Goodman’s first set of synchronous classes began with a seven-minute mindful meditation that CUHK faculty member Sandy Hoi had recorded in the fall. “We discussed what the experience was like, what mindfulness is, and considered whether it could be useful to individuals and in addressing societal injustice,” said Goodman. “We then talked about engaged Buddhism and considered questions about forgiveness for serious harms caused by individual and societal actors.”
The group will also explore On Liberty by John Stuart Mill, who was an English philosopher and political economist.

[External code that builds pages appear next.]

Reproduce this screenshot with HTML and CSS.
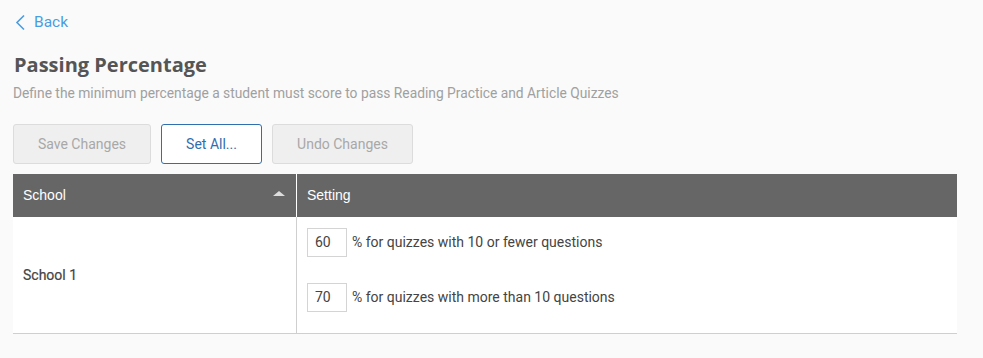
FILE: index.html
```html
<!DOCTYPE html>
<html lang="en">
<head>
<meta charset="utf-8">
<title>Passing Percentage</title>
<link rel="stylesheet" href="styles.css">
</head>
<body>
<div class="page">
  <a class="back" href="#">
    <svg class="back-icon" width="11" height="17" viewBox="0 0 11 17" aria-hidden="true"><path d="M9 1.5 L2 8.5 L9 15.5" fill="none" stroke="#4a9de0" stroke-width="1.6"/></svg>
    <span>Back</span>
  </a>
  <h1 class="title">Passing Percentage</h1>
  <p class="subtitle">Define the minimum percentage a student must score to pass Reading Practice and Article Quizzes</p>
  <div class="actions">
    <button class="btn btn-disabled btn-save">Save Changes</button>
    <button class="btn btn-primary">Set All...</button>
    <button class="btn btn-disabled btn-undo">Undo Changes</button>
  </div>
  <div class="table">
    <div class="thead">
      <div class="th th-school"><span>School</span><span class="sort"></span></div>
      <div class="th th-setting">Setting</div>
    </div>
    <div class="tbody">
      <div class="td td-school">School 1</div>
      <div class="td td-setting">
        <div class="setting-row"><span class="pct-input">60</span><span>% for quizzes with 10 or fewer questions</span></div>
        <div class="setting-row"><span class="pct-input">70</span><span>% for quizzes with more than 10 questions</span></div>
      </div>
    </div>
  </div>
</div>
</body>
</html>
```
FILE: styles.css
```css
html, body {
  margin: 0;
  padding: 0;
  background: #fafafa;
}
body {
  font-family: Roboto, "Liberation Sans", Arial, sans-serif;
  color: #444;
}
.page {
  padding: 12px 26px 0 13px;
}
.back {
  display: inline-flex;
  align-items: center;
  gap: 8px;
  margin-left: 2px;
  color: #4a9de0;
  text-decoration: none;
  font-size: 15.5px;
  height: 20px;
}
.back-icon {
  display: block;
}
.title {
  margin: 16px 0 0 1px;
  font-family: "Open Sans", sans-serif;
  font-weight: 700;
  font-size: 20px;
  line-height: 28px;
  color: #555;
}
.subtitle {
  margin: 4px 0 0 0;
  font-size: 13.8px;
  line-height: 20px;
  color: #a0a0a0;
}
.actions {
  display: flex;
  gap: 10px;
  margin-top: 21px;
}
.btn {
  height: 40px;
  box-sizing: border-box;
  font-family: Roboto, sans-serif;
  font-size: 14px;
  border-radius: 3px;
  padding: 0;
}
.btn-disabled {
  background: #efefef;
  border: 1px solid #dcdcdc;
  color: #a8a8a8;
}
.btn-save { width: 138px; }
.btn-undo { width: 141px; }
.btn-primary {
  width: 101px;
  background: #fff;
  border: 1px solid #2f6eaf;
  color: #2f6eaf;
}
.table {
  margin-top: 10px;
  background: #fff;
  border-bottom: 1px solid #cfcfcf;
}
.thead {
  display: grid;
  grid-template-columns: 284px 1fr;
  background: #666;
  height: 43px;
}
.th {
  display: flex;
  align-items: center;
  padding-left: 10px;
  color: #fff;
  font-family: "Liberation Sans", Arial, sans-serif;
  font-size: 14px;
}
.th-school {
  justify-content: space-between;
  padding-right: 11px;
  border-right: 1px solid #fff;
}
.sort {
  width: 0;
  height: 0;
  border-left: 6px solid transparent;
  border-right: 6px solid transparent;
  border-bottom: 5px solid #ddd;
  margin-top: -3px;
}
.tbody {
  display: grid;
  grid-template-columns: 284px 1fr;
  height: 116px;
}
.td-school {
  display: flex;
  align-items: center;
  padding-left: 10px;
  border-right: 1px solid #cfcfcf;
  font-size: 14px;
  font-weight: 400;
  color: #444;
  padding-top: 1px;
  -webkit-text-stroke: 0.2px #444;
}
.td-setting {
  display: flex;
  flex-direction: column;
  gap: 26px;
  padding: 11px 0 0 10px;
}
.setting-row {
  display: flex;
  align-items: center;
  gap: 5px;
  font-size: 14px;
  color: #444;
}
.pct-input {
  box-sizing: border-box;
  width: 40px;
  height: 29px;
  border: 1px solid #d4d4d4;
  background: #fff;
  padding-left: 7px;
  display: flex;
  align-items: center;
  font-size: 14px;
  color: #444;
}
```
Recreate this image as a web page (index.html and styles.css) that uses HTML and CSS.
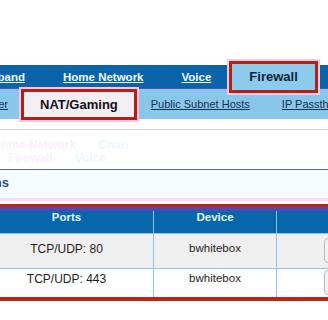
FILE: index.html
```html
<!DOCTYPE html>
<html lang="en">
<head>
    <meta charset="UTF-8">
    <meta name="viewport" content="width=device-width, initial-scale=1.0">
    <title>Firewall - NAT/Gaming</title>
    <link rel="stylesheet" href="styles.css">
</head>
<body>
    <div class="page">
        <nav class="main-nav">
            <div class="edge edge-main"><a href="#" class="nav-link">Broadband</a></div>
            <a href="#" class="nav-link">Home Network</a>
            <a href="#" class="nav-link">Voice</a>
            <span class="nav-tab">Firewall</span>
        </nav>
        <nav class="sub-nav">
            <div class="edge edge-sub"><a href="#" class="sub-link">Packet Filter</a></div>
            <span class="sub-tab">NAT/Gaming</span>
            <a href="#" class="sub-link link-hosts">Public Subnet Hosts</a>
            <a href="#" class="sub-link link-pass">IP Passthrough</a>
        </nav>
        <div class="ghost">
            <div class="ghost-line ghost-one"><span>Home Network</span><span class="ghost-right">Chan</span></div>
            <div class="ghost-line ghost-two"><span>Firewall</span><span class="ghost-right">Voice</span></div>
        </div>
        <div class="section">
            <div class="edge edge-title"><h2 class="section-title">Hosted Applications</h2></div>
        </div>
        <div class="grid-wrap">
            <table class="grid">
                <thead>
                    <tr>
                        <th class="col-ports">Ports</th>
                        <th class="col-device">Device</th>
                        <th></th>
                    </tr>
                </thead>
                <tbody>
                    <tr class="row-odd">
                        <td>TCP/UDP: 80</td>
                        <td>bwhitebox</td>
                        <td><button class="remove">Remove</button></td>
                    </tr>
                    <tr class="row-even">
                        <td>TCP/UDP: 443</td>
                        <td>bwhitebox</td>
                        <td><button class="remove">Remove</button></td>
                    </tr>
                </tbody>
            </table>
        </div>
    </div>
</body>
</html>
```

FILE: styles.css
```css
body {
    font-family: 'Liberation Sans', Arial, sans-serif;
    margin: 0;
    padding: 0;
    background-color: #ffffff;
    color: #222222;
    overflow: hidden;
}
.page {
    width: 328px;
    padding-top: 65px;
}
.edge {
    display: flex;
    justify-content: flex-end;
    white-space: nowrap;
    flex-shrink: 0;
}
.main-nav {
    height: 23px;
    background-color: #0b63a9;
    display: flex;
    align-items: center;
    gap: 38px;
    white-space: nowrap;
    border-bottom: 1px solid #5a4fb0;
}
.edge-main {
    width: 25px;
}
.nav-link {
    color: #f2f8ff;
    font-size: 11.5px;
    font-weight: bold;
    text-decoration: underline;
}
.nav-tab {
    margin-left: -20px;
    flex-shrink: 0;
    height: 26px;
    padding: 0 17px;
    display: flex;
    align-items: center;
    background-color: #8ccbec;
    border: 3px solid #b3240f;
    box-shadow: 0 0 0 2px #f7c6ee;
    color: #10243a;
    font-size: 13px;
    font-weight: bold;
}
.sub-nav {
    height: 30px;
    background-color: #88c7ea;
    display: flex;
    align-items: center;
    white-space: nowrap;
}
.edge-sub {
    width: 8px;
}
.sub-link {
    color: #173150;
    font-size: 11px;
    text-decoration: underline;
    flex-shrink: 0;
}
.sub-tab {
    margin-left: 13px;
    flex-shrink: 0;
    height: 25px;
    padding: 0 16px;
    display: flex;
    align-items: center;
    background-color: #f3eef2;
    border: 3px solid #b8200e;
    box-shadow: 0 0 0 2px #f7c6ee;
    color: #111111;
    font-size: 13px;
    font-weight: bold;
}
.link-hosts {
    margin-left: 14px;
}
.link-pass {
    margin-left: 32px;
}
.ghost {
    margin-top: 10px;
    border-top: 1px solid #d8d0d8;
    border-bottom: 1px solid #56658f;
    padding-top: 9px;
    box-sizing: border-box;
    height: 41px;
}
.ghost-line {
    display: flex;
    font-size: 12px;
    font-weight: bold;
    color: #fdeefb;
    white-space: nowrap;
    line-height: 13px;
}
.ghost-one {
    margin-left: -8px;
}
.ghost-two {
    margin-left: 8px;
}
.ghost-right {
    margin-left: 22px;
    color: #ecfafc;
}
.section {
    background-color: #f5fdfe;
    height: 31px;
    padding-top: 5px;
    border-bottom: 3px solid #ffd9f4;
    box-sizing: border-box;
}
.edge-title {
    width: 9px;
}
.section-title {
    margin: 0;
    font-size: 13px;
    font-weight: bold;
    color: #1d4d8a;
}
.grid-wrap {
    margin-top: 3px;
    margin-left: -20px;
    width: 400px;
    height: 97px;
    border-top: 3px solid #b92a10;
    border-bottom: 4px solid #c3210f;
    overflow: hidden;
    box-sizing: border-box;
}
.grid {
    width: 400px;
    border-collapse: collapse;
    table-layout: fixed;
}
.grid th {
    background-color: #0866aa;
    color: #e4f6ff;
    font-size: 11.5px;
    font-weight: bold;
    height: 22px;
    padding: 0;
    border-top: 4px solid #5446b3;
    border-right: 1px solid #8cc4ee;
    border-bottom: 1px solid #8cc4ee;
    vertical-align: top;
}
.col-ports {
    width: 173px;
}
.col-device {
    width: 122px;
}
.grid td {
    text-align: center;
    vertical-align: top;
    font-size: 12px;
    color: #1e1e1e;
    padding: 8px 0 0 0;
    border-right: 1px solid #8cc4ee;
    border-bottom: 1px solid #8cc4ee;
}
.grid td:nth-child(2) {
    font-size: 11.5px;
}
.row-odd td {
    height: 26px;
    background-color: #efefef;
}
.row-even td {
    height: 26px;
    padding-top: 3px;
    background-color: #ffffff;
}
.grid td:last-child {
    text-align: left;
    padding-left: 47px;
    padding-top: 4px;
}
.row-even td:last-child {
    padding-top: 1px;
}
.remove {
    height: 25px;
    padding: 0 10px;
    font-family: 'Liberation Sans', Arial, sans-serif;
    font-size: 12px;
    background-color: #f2f2f2;
    border: 1px solid #b8b8b8;
    border-radius: 4px;
}
```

As Rein explained, “That text really tackles the question of, ‘What does it mean to create a society that genuinely fosters freedom not just politically and legally, but also personally?’”
Speaking of questions, Rein finds that the collaboration demonstrates the universality of the questions at the very core of CIE. “It’s one thing for us to sit here in the classroom and say these things are really important, but then for students to actually see somebody on the other side of the planet grappling with some of the same questions is evidence that the questions we’re raising are compelling to people across cultures.”
“We have students here in the U.S. and students in Hong Kong, and they’re all in a similar stage of life. Although they’re having very different experiences, with Hong Kong being a huge city and a political flashpoint and Collegeville having a very different vibe, they seem to have a lot of the same concerns and questions, and that’s just really interesting to see.”